# [Written request]
Filter the data for lines with the word "components", then copy every line so identified.

# [Recorded information]
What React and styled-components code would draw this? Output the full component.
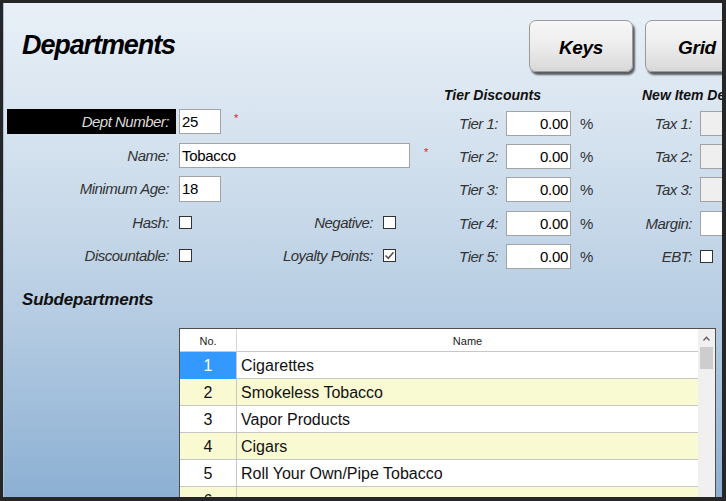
import React from "react";
import styled, { createGlobalStyle } from "styled-components";

const Global = createGlobalStyle`
  html, body { margin: 0; padding: 0; width: 726px; height: 501px; overflow: hidden; background: #262626; }
  * { box-sizing: border-box; }
  body { font-family: "Liberation Sans", Arial, sans-serif; }
`;

const Frame = styled.div`
  width: 726px;
  height: 501px;
  padding: 3px 4px 4px 3px;
  background: #262626;
`;

const Window = styled.div`
  width: 100%;
  height: 100%;
  overflow: hidden;
  display: flex;
  flex-direction: column;
  background: linear-gradient(to bottom, #e9f0f7 0%, #d3e1ee 30%, #b7cde3 62%, #8cb0d3 100%);
  border-left: 1px solid #a9c2da;
`;

const Header = styled.div`
  display: flex;
  align-items: flex-start;
  padding: 17px 0 0 18px;
  height: 81px;
  flex: none;
`;

const Title = styled.h1`
  width: 507px;
  flex: none;
  margin: 10px 0 0;
  font-size: 27px;
  line-height: 30px;
  font-weight: bold;
  font-style: italic;
  letter-spacing: -1.1px;
  color: #000;
`;

const BigButton = styled.button`
  width: 104px;
  height: 52px;
  flex: none;
  margin: 0 12px 0 0;
  border: 1px solid #9a9a9a;
  border-radius: 7px;
  background: linear-gradient(to bottom, #f7f7f7 0%, #ececec 50%, #d8d8d8 100%);
  box-shadow: 2px 3px 2px rgba(0, 0, 0, 0.6);
  font-family: "Liberation Sans", Arial, sans-serif;
  font-size: 19px;
  font-weight: bold;
  font-style: italic;
  letter-spacing: -0.3px;
  color: #000;
  padding: 3px 0 0;
`;

const Form = styled.div`
  display: flex;
  height: 205px;
  padding-left: 3px;
  flex: none;
`;

const LeftSection = styled.div`
  width: 437px;
  flex: none;
  padding-top: 21px;
  display: flex;
  flex-direction: column;
`;

const Row = styled.div`
  display: flex;
  align-items: center;
  height: ${(p) => p.$h || 33.5}px;
  flex: none;
`;

const Label = styled.div`
  width: ${(p) => p.$w}px;
  flex: none;
  text-align: right;
  padding-right: ${(p) => p.$pr ?? 7}px;
  margin-right: 3px;
  font-size: 15px;
  font-style: italic;
  letter-spacing: -0.5px;
  color: ${(p) => (p.$dark ? "#dcdcdc" : "#333")};
  background: ${(p) => (p.$dark ? "#000" : "transparent")};
  height: 25px;
  line-height: 25px;
  white-space: nowrap;
`;

const Input = styled.div`
  width: ${(p) => p.$w}px;
  height: ${(p) => p.$ht || 25}px;
  flex: none;
  border: 1px solid #a3a3a3;
  background: ${(p) => (p.$disabled ? "#efefef" : "#fff")};
  font-size: 15px;
  letter-spacing: -0.3px;
  line-height: 23px;
  color: #000;
  padding: 0 2px;
  text-align: ${(p) => (p.$right ? "right" : "left")};
  white-space: nowrap;
  overflow: hidden;
`;

const Required = styled.span`
  color: #e02020;
  font-size: 11px;
  margin-left: ${(p) => p.$ml}px;
  align-self: flex-start;
  margin-top: 7px;
`;

const Box = styled.div`
  width: 13px;
  height: 13px;
  flex: none;
  border: 1px solid #333;
  background: #fff;
  display: flex;
  align-items: center;
  justify-content: center;
`;

const Section = styled.div`
  width: ${(p) => p.$w}px;
  flex: none;
  display: flex;
  flex-direction: column;
`;

const Heading = styled.div`
  margin-top: 1px;
  margin-bottom: 2px;
  height: 20px;
  line-height: 20px;
  font-size: 14px;
  font-weight: bold;
  font-style: italic;
  color: #111;
  white-space: nowrap;
`;

const Percent = styled.span`
  margin-left: 9px;
  font-size: 15px;
  color: #333;
`;

const SubHeading = styled.div`
  height: 22px;
  line-height: 22px;
  padding-left: 18px;
  font-size: 17px;
  font-weight: bold;
  font-style: italic;
  letter-spacing: -0.2px;
  color: #111;
  flex: none;
`;

const Table = styled.div`
  margin: 17px 0 0 175px;
  width: 537px;
  height: 320px;
  flex: none;
  border: 1px solid #4e4e4e;
  background: #fff;
  display: flex;
`;

const GridBody = styled.div`
  flex: 1;
  display: flex;
  flex-direction: column;
`;

const HeadRow = styled.div`
  display: grid;
  grid-template-columns: 57px 1fr;
  height: 23px;
  border-bottom: 1px solid #c8c8c8;
  font-size: 11px;
  color: #222;
`;

const HeadCell = styled.div`
  text-align: center;
  line-height: 24px;
  border-right: ${(p) => (p.$first ? "1px solid #d6d6d6" : "none")};
`;

const DataRow = styled.div`
  display: grid;
  grid-template-columns: 57px 1fr;
  height: 27px;
  border-bottom: 1px solid #c6c6c6;
  background: ${(p) => (p.$alt ? "#fafad2" : "#fff")};
  font-size: 16px;
  color: #111;
`;

const NoCell = styled.div`
  text-align: center;
  line-height: 27px;
  border-right: 1px solid #c6c6c6;
  background: ${(p) => (p.$sel ? "#3399ff" : "transparent")};
  color: ${(p) => (p.$sel ? "#fff" : "#111")};
`;

const NameCell = styled.div`
  line-height: 27px;
  padding-left: 4px;
`;

const Scrollbar = styled.div`
  width: 17px;
  flex: none;
  background: #f0f0f0;
  display: flex;
  flex-direction: column;
  align-items: center;
`;

const ArrowBtn = styled.div`
  height: 18px;
  width: 100%;
  display: flex;
  align-items: center;
  justify-content: center;
`;

const Thumb = styled.div`
  width: 13px;
  height: 22px;
  background: #cdcdcd;
`;

const Check = () => (
  <svg width="11" height="11" viewBox="0 0 11 11">
    <polyline points="1.5,5.5 4.3,8.3 9.5,2.2" fill="none" stroke="#555" strokeWidth="1.6" />
  </svg>
);

const tiers = ["Tier 1:", "Tier 2:", "Tier 3:", "Tier 4:", "Tier 5:"];
const taxes = [
  { label: "Tax 1:", disabled: true },
  { label: "Tax 2:", disabled: true },
  { label: "Tax 3:", disabled: true },
  { label: "Margin:", disabled: false },
];
const rows = [
  "Cigarettes",
  "Smokeless Tobacco",
  "Vapor Products",
  "Cigars",
  "Roll Your Own/Pipe Tobacco",
  "",
  "",
];

export default function App() {
  return (
    <>
      <Global />
      <Frame>
        <Window>
          <Header>
            <Title>Departments</Title>
            <BigButton>Keys</BigButton>
            <BigButton>Grid</BigButton>
          </Header>

          <Form>
            <LeftSection>
              <Row>
                <Label $w={169} $dark>Dept Number:</Label>
                <Input $w={42}>25</Input>
                <Required $ml={13}>*</Required>
              </Row>
              <Row>
                <Label $w={169}>Name:</Label>
                <Input $w={231}>Tobacco</Input>
                <Required $ml={14}>*</Required>
              </Row>
              <Row>
                <Label $w={169}>Minimum Age:</Label>
                <Input $w={42} $ht={26}>18</Input>
              </Row>
              <Row>
                <Label $w={169}>Hash:</Label>
                <Box />
                <Label $w={188}>Negative:</Label>
                <Box />
              </Row>
              <Row>
                <Label $w={169}>Discountable:</Label>
                <Box />
                <Label $w={188}>Loyalty Points:</Label>
                <Box>
                  <Check />
                </Box>
              </Row>
            </LeftSection>

            <Section $w={198}>
              <Heading>Tier Discounts</Heading>
              {tiers.map((t) => (
                <Row key={t} $h={33.2}>
                  <Label $w={59} $pr={5}>{t}</Label>
                  <Input $w={65} $right>0.00</Input>
                  <Percent>%</Percent>
                </Row>
              ))}
            </Section>

            <Section $w={120}>
              <Heading>New Item Defaults</Heading>
              {taxes.map((t) => (
                <Row key={t.label} $h={33.2}>
                  <Label $w={55} $pr={5}>{t.label}</Label>
                  <Input $w={60} $disabled={t.disabled} />
                </Row>
              ))}
              <Row $h={33.2}>
                <Label $w={55} $pr={5}>EBT:</Label>
                <Box />
              </Row>
            </Section>
          </Form>

          <SubHeading>Subdepartments</SubHeading>

          <Table>
            <GridBody>
              <HeadRow>
                <HeadCell $first>No.</HeadCell>
                <HeadCell>Name</HeadCell>
              </HeadRow>
              {rows.map((name, i) => (
                <DataRow key={i} $alt={i % 2 === 1}>
                  <NoCell $sel={i === 0}>{i + 1}</NoCell>
                  <NameCell>{name}</NameCell>
                </DataRow>
              ))}
            </GridBody>
            <Scrollbar>
              <ArrowBtn>
                <svg width="7" height="5" viewBox="0 0 7 5">
                  <polyline points="0.5,4.5 3.5,1.2 6.5,4.5" fill="none" stroke="#606060" strokeWidth="1.3" />
                </svg>
              </ArrowBtn>
              <Thumb />
            </Scrollbar>
          </Table>
        </Window>
      </Frame>
    </>
  );
}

# [Response for this exercise]
What React and styled-components code would draw this? Output the full component.
import styled, { createGlobalStyle } from "styled-components";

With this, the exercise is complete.